*TASK TO CARRY OUT:*
Set down all of the data exactly as it appears.

*RECORDS FOR PROCESSING:*
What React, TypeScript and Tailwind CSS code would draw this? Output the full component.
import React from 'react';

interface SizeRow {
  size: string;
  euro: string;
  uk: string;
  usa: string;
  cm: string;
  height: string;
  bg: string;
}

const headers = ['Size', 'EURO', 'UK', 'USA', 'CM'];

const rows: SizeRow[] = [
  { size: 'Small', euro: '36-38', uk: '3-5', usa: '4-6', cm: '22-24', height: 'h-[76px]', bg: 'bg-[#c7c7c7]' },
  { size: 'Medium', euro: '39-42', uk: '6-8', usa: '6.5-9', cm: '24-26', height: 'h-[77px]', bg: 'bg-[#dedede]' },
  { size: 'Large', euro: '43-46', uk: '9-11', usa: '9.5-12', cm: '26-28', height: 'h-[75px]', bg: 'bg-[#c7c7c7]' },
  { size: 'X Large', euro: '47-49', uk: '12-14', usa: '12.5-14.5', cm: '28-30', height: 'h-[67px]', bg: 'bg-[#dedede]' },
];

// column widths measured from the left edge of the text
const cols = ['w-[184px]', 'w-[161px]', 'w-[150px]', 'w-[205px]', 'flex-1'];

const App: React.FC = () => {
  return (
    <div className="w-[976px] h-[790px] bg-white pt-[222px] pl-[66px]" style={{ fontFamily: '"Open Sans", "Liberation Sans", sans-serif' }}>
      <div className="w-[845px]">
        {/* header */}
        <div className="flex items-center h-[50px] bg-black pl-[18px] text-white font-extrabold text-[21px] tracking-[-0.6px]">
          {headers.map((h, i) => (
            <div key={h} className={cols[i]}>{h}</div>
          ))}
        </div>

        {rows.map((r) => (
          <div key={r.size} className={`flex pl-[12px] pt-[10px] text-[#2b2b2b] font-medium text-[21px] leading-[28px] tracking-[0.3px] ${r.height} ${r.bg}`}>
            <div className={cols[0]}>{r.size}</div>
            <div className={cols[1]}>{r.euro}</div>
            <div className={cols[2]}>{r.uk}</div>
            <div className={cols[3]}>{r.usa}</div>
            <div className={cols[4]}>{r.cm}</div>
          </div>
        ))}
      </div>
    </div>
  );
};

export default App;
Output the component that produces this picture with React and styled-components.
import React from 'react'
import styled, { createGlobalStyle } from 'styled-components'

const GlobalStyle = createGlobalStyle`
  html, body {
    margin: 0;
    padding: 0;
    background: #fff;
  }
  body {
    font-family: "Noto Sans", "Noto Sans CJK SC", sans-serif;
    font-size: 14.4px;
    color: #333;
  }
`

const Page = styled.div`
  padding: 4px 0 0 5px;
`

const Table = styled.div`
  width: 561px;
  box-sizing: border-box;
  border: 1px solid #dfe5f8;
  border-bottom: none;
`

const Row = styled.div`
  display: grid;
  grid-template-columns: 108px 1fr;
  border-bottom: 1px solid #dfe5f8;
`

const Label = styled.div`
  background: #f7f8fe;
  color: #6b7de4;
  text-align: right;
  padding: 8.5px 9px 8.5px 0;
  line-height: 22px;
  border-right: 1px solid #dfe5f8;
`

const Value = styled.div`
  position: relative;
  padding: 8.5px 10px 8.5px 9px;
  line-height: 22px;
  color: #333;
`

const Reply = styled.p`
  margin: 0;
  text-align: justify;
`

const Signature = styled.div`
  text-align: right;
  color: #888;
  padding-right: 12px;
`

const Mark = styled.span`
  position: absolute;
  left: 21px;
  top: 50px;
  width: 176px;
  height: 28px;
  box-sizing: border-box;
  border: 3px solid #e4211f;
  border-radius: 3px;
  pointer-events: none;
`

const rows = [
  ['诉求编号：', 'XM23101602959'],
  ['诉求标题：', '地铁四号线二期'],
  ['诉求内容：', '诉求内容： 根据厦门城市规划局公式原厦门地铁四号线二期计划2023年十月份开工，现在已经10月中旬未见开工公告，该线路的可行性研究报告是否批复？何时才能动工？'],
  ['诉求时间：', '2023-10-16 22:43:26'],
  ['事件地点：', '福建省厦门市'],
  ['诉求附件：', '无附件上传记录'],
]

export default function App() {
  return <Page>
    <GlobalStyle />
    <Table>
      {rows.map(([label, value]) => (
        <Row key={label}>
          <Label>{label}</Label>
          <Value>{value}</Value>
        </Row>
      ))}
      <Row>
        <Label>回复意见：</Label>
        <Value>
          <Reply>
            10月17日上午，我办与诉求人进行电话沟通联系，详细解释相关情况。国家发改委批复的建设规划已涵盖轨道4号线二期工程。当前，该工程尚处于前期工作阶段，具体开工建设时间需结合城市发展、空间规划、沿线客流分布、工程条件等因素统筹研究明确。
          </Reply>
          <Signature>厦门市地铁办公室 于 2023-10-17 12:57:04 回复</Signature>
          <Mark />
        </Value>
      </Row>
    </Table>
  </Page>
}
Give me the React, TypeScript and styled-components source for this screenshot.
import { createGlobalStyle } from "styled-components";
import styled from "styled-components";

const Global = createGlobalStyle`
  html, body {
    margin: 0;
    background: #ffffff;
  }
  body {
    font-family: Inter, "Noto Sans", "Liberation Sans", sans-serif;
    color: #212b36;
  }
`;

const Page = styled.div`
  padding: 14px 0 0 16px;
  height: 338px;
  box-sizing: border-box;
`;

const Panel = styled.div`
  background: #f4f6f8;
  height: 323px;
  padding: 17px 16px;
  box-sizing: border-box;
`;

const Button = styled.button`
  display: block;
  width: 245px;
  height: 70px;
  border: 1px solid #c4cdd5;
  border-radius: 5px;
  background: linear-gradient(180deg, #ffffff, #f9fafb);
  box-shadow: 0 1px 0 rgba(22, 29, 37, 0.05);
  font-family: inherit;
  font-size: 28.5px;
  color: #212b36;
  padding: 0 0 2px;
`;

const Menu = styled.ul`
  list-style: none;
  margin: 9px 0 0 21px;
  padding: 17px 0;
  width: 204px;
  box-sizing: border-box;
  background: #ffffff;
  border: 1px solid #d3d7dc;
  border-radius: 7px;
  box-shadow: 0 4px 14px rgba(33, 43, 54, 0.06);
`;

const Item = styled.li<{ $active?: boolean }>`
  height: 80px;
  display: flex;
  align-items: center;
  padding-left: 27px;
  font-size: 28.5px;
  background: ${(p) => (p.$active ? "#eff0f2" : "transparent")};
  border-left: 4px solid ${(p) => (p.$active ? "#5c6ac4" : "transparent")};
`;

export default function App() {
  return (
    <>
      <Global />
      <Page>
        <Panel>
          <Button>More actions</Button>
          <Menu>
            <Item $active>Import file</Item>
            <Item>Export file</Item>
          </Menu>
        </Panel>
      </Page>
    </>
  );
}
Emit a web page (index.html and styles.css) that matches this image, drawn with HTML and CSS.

*THE COMPLETED TASK:*
What React, TypeScript and Tailwind CSS code would draw this? Output the full component.
import React from 'react';

interface SizeRow {
  size: string;
  euro: string;
  uk: string;
  usa: string;
  cm: string;
  height: string;
  bg: string;
}

const headers = ['Size', 'EURO', 'UK', 'USA', 'CM'];

const rows: SizeRow[] = [
  { size: 'Small', euro: '36-38', uk: '3-5', usa: '4-6', cm: '22-24', height: 'h-[76px]', bg: 'bg-[#c7c7c7]' },
  { size: 'Medium', euro: '39-42', uk: '6-8', usa: '6.5-9', cm: '24-26', height: 'h-[77px]', bg: 'bg-[#dedede]' },
  { size: 'Large', euro: '43-46', uk: '9-11', usa: '9.5-12', cm: '26-28', height: 'h-[75px]', bg: 'bg-[#c7c7c7]' },
  { size: 'X Large', euro: '47-49', uk: '12-14', usa: '12.5-14.5', cm: '28-30', height: 'h-[67px]', bg: 'bg-[#dedede]' },
];

// column widths measured from the left edge of the text
const cols = ['w-[184px]', 'w-[161px]', 'w-[150px]', 'w-[205px]', 'flex-1'];

const App: React.FC = () => {
  return (
    <div className="w-[976px] h-[790px] bg-white pt-[222px] pl-[66px]" style={{ fontFamily: '"Open Sans", "Liberation Sans", sans-serif' }}>
      <div className="w-[845px]">
        {/* header */}
        <div className="flex items-center h-[50px] bg-black pl-[18px] text-white font-extrabold text-[21px] tracking-[-0.6px]">
          {headers.map((h, i) => (
            <div key={h} className={cols[i]}>{h}</div>
          ))}
        </div>

        {rows.map((r) => (
          <div key={r.size} className={`flex pl-[12px] pt-[10px] text-[#2b2b2b] font-medium text-[21px] leading-[28px] tracking-[0.3px] ${r.height} ${r.bg}`}>
            <div className={cols[0]}>{r.size}</div>
            <div className={cols[1]}>{r.euro}</div>
            <div className={cols[2]}>{r.uk}</div>
            <div className={cols[3]}>{r.usa}</div>
            <div className={cols[4]}>{r.cm}</div>
          </div>
        ))}
      </div>
    </div>
  );
};

export default App;
Output the component that produces this picture with React and styled-components.
import React from 'react'
import styled, { createGlobalStyle } from 'styled-components'

const GlobalStyle = createGlobalStyle`
  html, body {
    margin: 0;
    padding: 0;
    background: #fff;
  }
  body {
    font-family: "Noto Sans", "Noto Sans CJK SC", sans-serif;
    font-size: 14.4px;
    color: #333;
  }
`

const Page = styled.div`
  padding: 4px 0 0 5px;
`

const Table = styled.div`
  width: 561px;
  box-sizing: border-box;
  border: 1px solid #dfe5f8;
  border-bottom: none;
`

const Row = styled.div`
  display: grid;
  grid-template-columns: 108px 1fr;
  border-bottom: 1px solid #dfe5f8;
`

const Label = styled.div`
  background: #f7f8fe;
  color: #6b7de4;
  text-align: right;
  padding: 8.5px 9px 8.5px 0;
  line-height: 22px;
  border-right: 1px solid #dfe5f8;
`

const Value = styled.div`
  position: relative;
  padding: 8.5px 10px 8.5px 9px;
  line-height: 22px;
  color: #333;
`

const Reply = styled.p`
  margin: 0;
  text-align: justify;
`

const Signature = styled.div`
  text-align: right;
  color: #888;
  padding-right: 12px;
`

const Mark = styled.span`
  position: absolute;
  left: 21px;
  top: 50px;
  width: 176px;
  height: 28px;
  box-sizing: border-box;
  border: 3px solid #e4211f;
  border-radius: 3px;
  pointer-events: none;
`

const rows = [
  ['诉求编号：', 'XM23101602959'],
  ['诉求标题：', '地铁四号线二期'],
  ['诉求内容：', '诉求内容： 根据厦门城市规划局公式原厦门地铁四号线二期计划2023年十月份开工，现在已经10月中旬未见开工公告，该线路的可行性研究报告是否批复？何时才能动工？'],
  ['诉求时间：', '2023-10-16 22:43:26'],
  ['事件地点：', '福建省厦门市'],
  ['诉求附件：', '无附件上传记录'],
]

export default function App() {
  return <Page>
    <GlobalStyle />
    <Table>
      {rows.map(([label, value]) => (
        <Row key={label}>
          <Label>{label}</Label>
          <Value>{value}</Value>
        </Row>
      ))}
      <Row>
        <Label>回复意见：</Label>
        <Value>
          <Reply>
            10月17日上午，我办与诉求人进行电话沟通联系，详细解释相关情况。国家发改委批复的建设规划已涵盖轨道4号线二期工程。当前，该工程尚处于前期工作阶段，具体开工建设时间需结合城市发展、空间规划、沿线客流分布、工程条件等因素统筹研究明确。
          </Reply>
          <Signature>厦门市地铁办公室 于 2023-10-17 12:57:04 回复</Signature>
          <Mark />
        </Value>
      </Row>
    </Table>
  </Page>
}
Give me the React, TypeScript and styled-components source for this screenshot.
import { createGlobalStyle } from "styled-components";
import styled from "styled-components";

const Global = createGlobalStyle`
  html, body {
    margin: 0;
    background: #ffffff;
  }
  body {
    font-family: Inter, "Noto Sans", "Liberation Sans", sans-serif;
    color: #212b36;
  }
`;

const Page = styled.div`
  padding: 14px 0 0 16px;
  height: 338px;
  box-sizing: border-box;
`;

const Panel = styled.div`
  background: #f4f6f8;
  height: 323px;
  padding: 17px 16px;
  box-sizing: border-box;
`;

const Button = styled.button`
  display: block;
  width: 245px;
  height: 70px;
  border: 1px solid #c4cdd5;
  border-radius: 5px;
  background: linear-gradient(180deg, #ffffff, #f9fafb);
  box-shadow: 0 1px 0 rgba(22, 29, 37, 0.05);
  font-family: inherit;
  font-size: 28.5px;
  color: #212b36;
  padding: 0 0 2px;
`;

const Menu = styled.ul`
  list-style: none;
  margin: 9px 0 0 21px;
  padding: 17px 0;
  width: 204px;
  box-sizing: border-box;
  background: #ffffff;
  border: 1px solid #d3d7dc;
  border-radius: 7px;
  box-shadow: 0 4px 14px rgba(33, 43, 54, 0.06);
`;

const Item = styled.li<{ $active?: boolean }>`
  height: 80px;
  display: flex;
  align-items: center;
  padding-left: 27px;
  font-size: 28.5px;
  background: ${(p) => (p.$active ? "#eff0f2" : "transparent")};
  border-left: 4px solid ${(p) => (p.$active ? "#5c6ac4" : "transparent")};
`;

export default function App() {
  return (
    <>
      <Global />
      <Page>
        <Panel>
          <Button>More actions</Button>
          <Menu>
            <Item $active>Import file</Item>
            <Item>Export file</Item>
          </Menu>
        </Panel>
      </Page>
    </>
  );
}
Emit a web page (index.html and styles.css) that matches this image, drawn with HTML and CSS.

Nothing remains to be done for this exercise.